In Frankreich bedroht eine Mittelkürzung und Entbürokratisierung die Archäologische Denkmalpflege.
Als 2001 die Archäologie in Frankreich mit dem Gesetz zur präventiven Archäologie ("LOI n° 2001-44 du 17 janvier 2001 relative à l'archéologie préventive") neu organisiert wurde, um die Konvention von La Velletta umzusetzen, wurden zwar funktionierende etablierte Strukturen zerschlagen, aber erstmals wurden in Frankreich staatliche Archäologiedienste und eine präventive Archäologie geschaffen, die möglichst viele bedrohte Fundstellen identifiziert und dokumentiert.. 2004 wurde auch das Denkmalschutzgesetz (Code du patrimoine) angepasst. Allerdings leidet die neue Struktur seitdem an einer permanenten Unterfinanzierung und an ihrer eigenen Komplexität im Zusammenspiel
natioanler, regionalre und kommerzieller Insitutionen. Ein Reformbedarf ist durchaus zu erkennen, nun aber soll mit einem neuen Gesetz einfach dafür gesorgt werden, dass weniger Fundstellen ins Blickfeld der Archäologie geraten.
Komplexe Archäologie-Strukturen
Schutz und Erhaltung archäologischer Stätten liegen in der Zuständigkeit des Ministeriums für Kultur und Kommunikation (Ministère de la Culture et de la Communication - MCC), das diese Aufgaben jedoch an regionale Archäologie-Dienste (Services régionaux de l’Archéologie SRA) delegiert hat. Die SRA unterstehen den Regionaldirektoren für kulturelle Angelegenheiten (DRAC) und den Präfekten der Region. Sie sind für die Umsetzung der Rechtsvorschriften zuständig und erteilen in Verbindung mit der Archäologischen Forschungskommissionen (CTRA) Grabungsgenehmigungen. Weiterhin überwachen sie die Durchführung archäologischer Maßnahmen, koordinieren die regionale archäologische Forschung, setzen die notwendigen Maßnahmen zum Schutz, zur Erhaltung und Förderung des archäologischen Erbes um und gewährleisten Vermittlung und Auswertung der Forschung.

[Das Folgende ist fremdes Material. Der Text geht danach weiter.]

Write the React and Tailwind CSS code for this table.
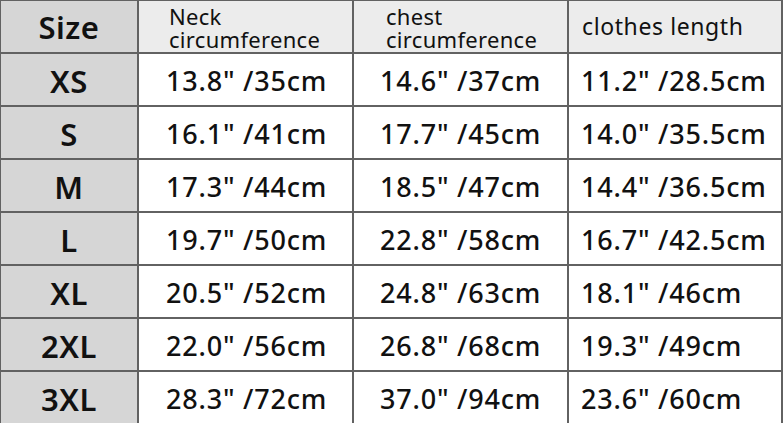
const rows = [
  ["XS", '13.8" /35cm', '14.6" /37cm', '11.2" /28.5cm'],
  ["S", '16.1" /41cm', '17.7" /45cm', '14.0" /35.5cm'],
  ["M", '17.3" /44cm', '18.5" /47cm', '14.4" /36.5cm'],
  ["L", '19.7" /50cm', '22.8" /58cm', '16.7" /42.5cm'],
  ["XL", '20.5" /52cm', '24.8" /63cm', '18.1" /46cm'],
  ["2XL", '22.0" /56cm', '26.8" /68cm', '19.3" /49cm'],
  ["3XL", '28.3" /72cm', '37.0" /94cm', '23.6" /60cm'],
];

const font = { fontFamily: '"Noto Sans", "Open Sans", sans-serif' };

export default function App() {
  return (
    <div className="w-[783px] h-[423px] overflow-hidden bg-white text-[#111]" style={font}>
      <div className="grid grid-cols-[136px_213px_213px_1fr] grid-rows-[51px_51px_51px_51px_51px_51px_51px_51px] gap-[2px] bg-[#626262] pt-[1px] pl-[1px] pr-[2px] pb-[2px]">
        <div className="bg-[#d6d6d6] flex items-center justify-center text-[31px] font-semibold tracking-[0.5px] pt-[2px]">Size</div>
        <div className="bg-[#ececec] flex flex-col justify-center pl-[30px] pt-[2px] text-[22px] leading-[23px] tracking-[0.3px]">
          <span>Neck</span>
          <span>circumference</span>
        </div>
        <div className="bg-[#ececec] flex flex-col justify-center pl-[32px] pt-[2px] text-[22px] leading-[23px] tracking-[0.3px]">
          <span>chest</span>
          <span>circumference</span>
        </div>
        <div className="bg-[#ececec] flex items-center pl-[13px] text-[23px] tracking-[0.6px]">clothes length</div>
        {rows.map((r) => (
          <>
            <div key={r[0] + "s"} className="bg-[#d6d6d6] flex items-center justify-center text-[31px] font-semibold tracking-[0.5px] pt-[3px]">
              {r[0]}
            </div>
            <div key={r[0] + "a"} className="bg-white flex items-center pl-[27px] pt-[3px] text-[27px] font-medium tracking-[0.8px] whitespace-nowrap">
              {r[1]}
            </div>
            <div key={r[0] + "b"} className="bg-white flex items-center pl-[26px] pt-[3px] text-[27px] font-medium tracking-[0.8px] whitespace-nowrap">
              {r[2]}
            </div>
            <div key={r[0] + "c"} className="bg-white flex items-center pl-[12px] pt-[3px] text-[27px] font-medium tracking-[0.8px] whitespace-nowrap">
              {r[3]}
            </div>
          </>
        ))}
      </div>
    </div>
  );
}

Auf nationaler Ebene agiert jedoch das Institut national de recherches archéologiques préventives (INRAP), das als staatliches Institut vor allem administrativem Charakter hat (sog. "établissement public administratif - epa"). Nach dem Gesetz von 2001 übernimmt INRAP die prospektiven und präventiven archäologischen Ausgrabungen. INRAP löste die private Association pour les fouilles archéologiques nationales (AFAN) ab, die in ein staatliches Institut überführt wurde. INRAP soll die wissenschaftliche Verwertung ihrer Tätigkeiten und die Verbreitung ihrer Ergebnisse, insbesondere im Rahmen von Kooperationsvereinbarungen mit öffentlichen Forschungs- oder Hochschuleinrichtungen unterstützen. Sie leistet einen Beitrag zur Lehre, kulturellen Verbreitung und Förderung der Archäologie. Zur Erfüllung dieses Auftrags beteiligt sich INRAP an den regionalen Archäologie-Diensten (SRA) und anderen öffentlicher Organisationen, nicht nur im In-, sondern auch im Ausland. In Forschungsprojekten arbeiten die Archäolog*innen des INRAP mit anderen Institutionen, wie etwa dem Centre national de la recherche scientifique (CNRS) zusammen.
Damit ist INRAP eine einzigartige staatliche Einrichtung, die zwei verschiedenen Ministerien unterstellt ist: dem Ministerium für Kultur und Kommunikation sowie dem Ministerium für Forschung und Hochschulen (Ministère de la Recherche et de l’Enseignement supérieur).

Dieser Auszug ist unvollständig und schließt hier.